Go through the listing and return every line with "that" in it.

--- START Data shown ---

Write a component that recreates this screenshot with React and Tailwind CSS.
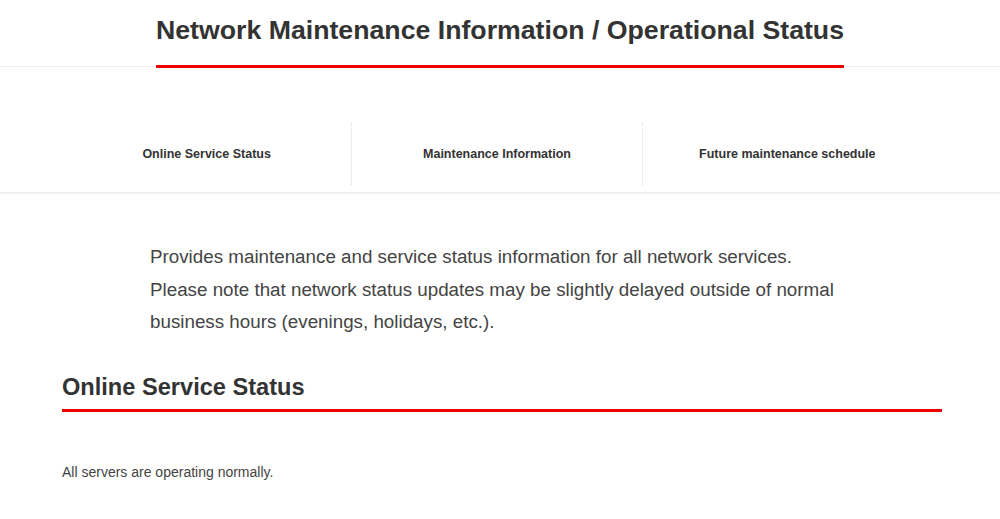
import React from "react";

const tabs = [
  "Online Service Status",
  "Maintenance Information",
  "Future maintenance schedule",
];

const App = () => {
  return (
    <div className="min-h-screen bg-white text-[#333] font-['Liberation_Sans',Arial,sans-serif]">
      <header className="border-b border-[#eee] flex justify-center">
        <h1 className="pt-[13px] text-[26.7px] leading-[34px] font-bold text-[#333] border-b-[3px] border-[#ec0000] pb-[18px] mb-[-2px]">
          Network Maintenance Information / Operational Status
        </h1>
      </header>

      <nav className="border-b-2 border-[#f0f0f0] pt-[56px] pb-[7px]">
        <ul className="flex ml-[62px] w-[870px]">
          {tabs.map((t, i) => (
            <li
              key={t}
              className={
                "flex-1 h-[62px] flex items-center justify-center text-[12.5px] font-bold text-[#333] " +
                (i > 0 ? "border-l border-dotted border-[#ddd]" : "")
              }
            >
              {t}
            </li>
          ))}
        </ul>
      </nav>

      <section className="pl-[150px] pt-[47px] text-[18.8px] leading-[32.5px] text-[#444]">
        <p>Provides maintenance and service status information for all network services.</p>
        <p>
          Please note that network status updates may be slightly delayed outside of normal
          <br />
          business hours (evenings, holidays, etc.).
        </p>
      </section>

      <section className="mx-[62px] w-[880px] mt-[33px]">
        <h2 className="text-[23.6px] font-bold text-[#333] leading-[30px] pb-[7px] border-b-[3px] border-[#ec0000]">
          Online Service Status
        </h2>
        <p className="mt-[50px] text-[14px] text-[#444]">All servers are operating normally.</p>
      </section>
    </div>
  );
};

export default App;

--- END Data shown ---

▸ **Completed exercise**
Write a component that recreates this screenshot with React and Tailwind CSS.
          Please note that network status updates may be slightly delayed outside of normal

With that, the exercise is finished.